PROVIDED DATA:
— Start —

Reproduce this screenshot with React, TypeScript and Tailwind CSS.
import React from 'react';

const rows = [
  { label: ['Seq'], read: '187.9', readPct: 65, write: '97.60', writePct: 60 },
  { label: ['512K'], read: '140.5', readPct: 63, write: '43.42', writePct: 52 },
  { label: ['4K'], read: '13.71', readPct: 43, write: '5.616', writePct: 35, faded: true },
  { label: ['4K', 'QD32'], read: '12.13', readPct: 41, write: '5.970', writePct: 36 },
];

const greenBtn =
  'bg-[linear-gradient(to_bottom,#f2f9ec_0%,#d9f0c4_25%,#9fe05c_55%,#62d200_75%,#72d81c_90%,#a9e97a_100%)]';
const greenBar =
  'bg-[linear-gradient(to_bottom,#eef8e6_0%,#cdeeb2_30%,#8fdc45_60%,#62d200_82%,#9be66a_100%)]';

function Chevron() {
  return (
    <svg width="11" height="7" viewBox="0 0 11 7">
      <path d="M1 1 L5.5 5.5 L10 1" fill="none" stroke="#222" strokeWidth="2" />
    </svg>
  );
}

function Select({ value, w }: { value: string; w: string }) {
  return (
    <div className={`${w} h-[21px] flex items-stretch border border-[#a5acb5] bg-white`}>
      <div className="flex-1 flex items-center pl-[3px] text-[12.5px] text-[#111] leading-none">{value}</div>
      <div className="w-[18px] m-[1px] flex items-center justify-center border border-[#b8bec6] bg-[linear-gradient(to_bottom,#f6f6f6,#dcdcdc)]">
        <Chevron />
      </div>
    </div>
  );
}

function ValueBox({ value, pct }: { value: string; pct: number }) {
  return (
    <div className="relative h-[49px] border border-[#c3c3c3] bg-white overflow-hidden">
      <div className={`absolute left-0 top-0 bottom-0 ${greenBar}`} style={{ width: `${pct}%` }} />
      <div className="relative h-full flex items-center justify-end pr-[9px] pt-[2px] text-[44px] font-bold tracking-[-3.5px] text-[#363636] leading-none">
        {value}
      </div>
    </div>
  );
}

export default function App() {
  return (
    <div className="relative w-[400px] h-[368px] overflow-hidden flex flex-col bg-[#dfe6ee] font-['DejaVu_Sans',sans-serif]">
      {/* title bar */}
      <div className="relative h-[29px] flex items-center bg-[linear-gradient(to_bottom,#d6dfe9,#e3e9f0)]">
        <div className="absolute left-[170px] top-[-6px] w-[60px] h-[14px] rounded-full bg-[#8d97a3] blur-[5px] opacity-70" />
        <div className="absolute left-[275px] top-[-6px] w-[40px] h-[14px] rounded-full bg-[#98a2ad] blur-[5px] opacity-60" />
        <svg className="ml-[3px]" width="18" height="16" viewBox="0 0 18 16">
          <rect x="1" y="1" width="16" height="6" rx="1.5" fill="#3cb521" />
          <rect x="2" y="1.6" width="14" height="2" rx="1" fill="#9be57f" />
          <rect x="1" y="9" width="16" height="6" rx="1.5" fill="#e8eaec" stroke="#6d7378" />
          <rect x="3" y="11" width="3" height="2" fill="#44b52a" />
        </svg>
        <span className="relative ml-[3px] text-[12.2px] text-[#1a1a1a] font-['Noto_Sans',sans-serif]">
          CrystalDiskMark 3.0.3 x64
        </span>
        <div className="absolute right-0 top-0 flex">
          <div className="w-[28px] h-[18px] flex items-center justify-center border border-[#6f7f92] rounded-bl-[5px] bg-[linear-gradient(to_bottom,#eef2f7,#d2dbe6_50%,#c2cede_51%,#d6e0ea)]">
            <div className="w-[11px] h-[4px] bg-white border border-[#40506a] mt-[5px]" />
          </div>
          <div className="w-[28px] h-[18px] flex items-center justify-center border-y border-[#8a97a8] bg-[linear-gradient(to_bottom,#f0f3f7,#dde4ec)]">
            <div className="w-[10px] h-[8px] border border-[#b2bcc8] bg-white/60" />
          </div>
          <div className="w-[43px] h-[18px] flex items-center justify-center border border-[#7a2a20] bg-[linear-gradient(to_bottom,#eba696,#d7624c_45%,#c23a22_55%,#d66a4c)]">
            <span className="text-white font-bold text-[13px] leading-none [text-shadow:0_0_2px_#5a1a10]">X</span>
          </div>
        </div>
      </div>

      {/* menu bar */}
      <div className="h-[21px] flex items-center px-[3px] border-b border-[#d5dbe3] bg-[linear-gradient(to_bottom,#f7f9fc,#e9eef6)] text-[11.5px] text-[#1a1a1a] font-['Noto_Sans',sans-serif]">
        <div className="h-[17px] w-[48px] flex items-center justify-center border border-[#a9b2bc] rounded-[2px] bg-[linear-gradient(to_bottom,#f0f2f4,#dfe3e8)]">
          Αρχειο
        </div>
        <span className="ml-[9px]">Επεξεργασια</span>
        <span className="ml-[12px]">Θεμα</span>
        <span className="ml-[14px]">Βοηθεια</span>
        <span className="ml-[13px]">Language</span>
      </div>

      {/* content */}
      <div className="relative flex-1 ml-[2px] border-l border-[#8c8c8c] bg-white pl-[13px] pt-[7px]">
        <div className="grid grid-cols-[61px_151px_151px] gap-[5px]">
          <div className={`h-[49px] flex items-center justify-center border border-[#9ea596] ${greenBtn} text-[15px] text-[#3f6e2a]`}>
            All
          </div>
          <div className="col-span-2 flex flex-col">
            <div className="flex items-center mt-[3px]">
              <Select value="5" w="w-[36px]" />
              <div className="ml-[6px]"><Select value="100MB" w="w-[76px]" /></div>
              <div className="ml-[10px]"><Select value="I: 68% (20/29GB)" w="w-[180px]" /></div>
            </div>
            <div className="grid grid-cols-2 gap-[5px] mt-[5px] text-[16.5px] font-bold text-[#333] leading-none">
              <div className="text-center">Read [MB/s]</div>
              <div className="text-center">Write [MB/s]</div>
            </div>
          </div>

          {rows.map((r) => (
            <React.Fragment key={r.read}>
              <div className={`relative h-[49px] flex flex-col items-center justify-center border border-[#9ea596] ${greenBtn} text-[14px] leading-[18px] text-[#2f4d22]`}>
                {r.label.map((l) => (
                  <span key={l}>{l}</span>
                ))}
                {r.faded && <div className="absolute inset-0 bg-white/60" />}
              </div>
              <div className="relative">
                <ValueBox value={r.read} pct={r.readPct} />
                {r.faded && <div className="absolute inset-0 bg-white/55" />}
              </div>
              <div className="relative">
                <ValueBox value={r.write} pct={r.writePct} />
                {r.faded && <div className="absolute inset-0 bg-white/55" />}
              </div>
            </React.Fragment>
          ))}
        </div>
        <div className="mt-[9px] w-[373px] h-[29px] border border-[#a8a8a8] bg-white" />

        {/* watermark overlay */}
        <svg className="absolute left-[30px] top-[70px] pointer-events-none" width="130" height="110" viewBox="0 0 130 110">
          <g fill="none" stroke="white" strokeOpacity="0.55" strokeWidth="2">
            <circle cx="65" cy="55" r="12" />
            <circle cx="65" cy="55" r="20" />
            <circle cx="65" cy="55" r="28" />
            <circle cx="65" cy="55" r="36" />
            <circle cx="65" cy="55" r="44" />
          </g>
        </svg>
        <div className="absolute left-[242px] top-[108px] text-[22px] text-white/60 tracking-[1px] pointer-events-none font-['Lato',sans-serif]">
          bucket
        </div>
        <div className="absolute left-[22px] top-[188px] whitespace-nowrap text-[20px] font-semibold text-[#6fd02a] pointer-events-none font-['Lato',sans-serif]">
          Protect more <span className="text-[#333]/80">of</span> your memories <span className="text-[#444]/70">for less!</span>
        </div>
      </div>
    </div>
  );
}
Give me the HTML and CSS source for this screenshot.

— End —
— Start —

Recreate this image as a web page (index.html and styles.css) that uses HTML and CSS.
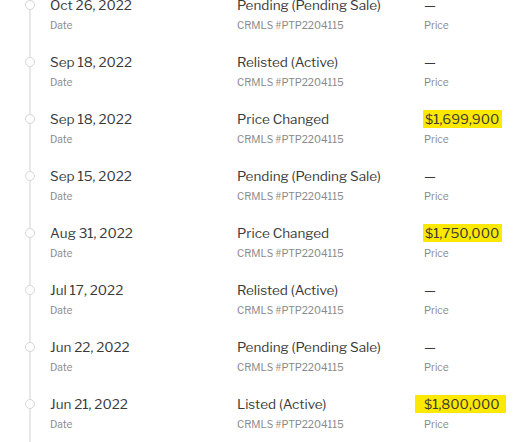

— End —

PROMPT:
Begin with the line that has "Reproduce this screenshot" in the listing above and end after the line that has "import React from 'react';"; output those lines exactly.

FINISHED EXERCISE:
Reproduce this screenshot with React, TypeScript and Tailwind CSS.
import React from 'react';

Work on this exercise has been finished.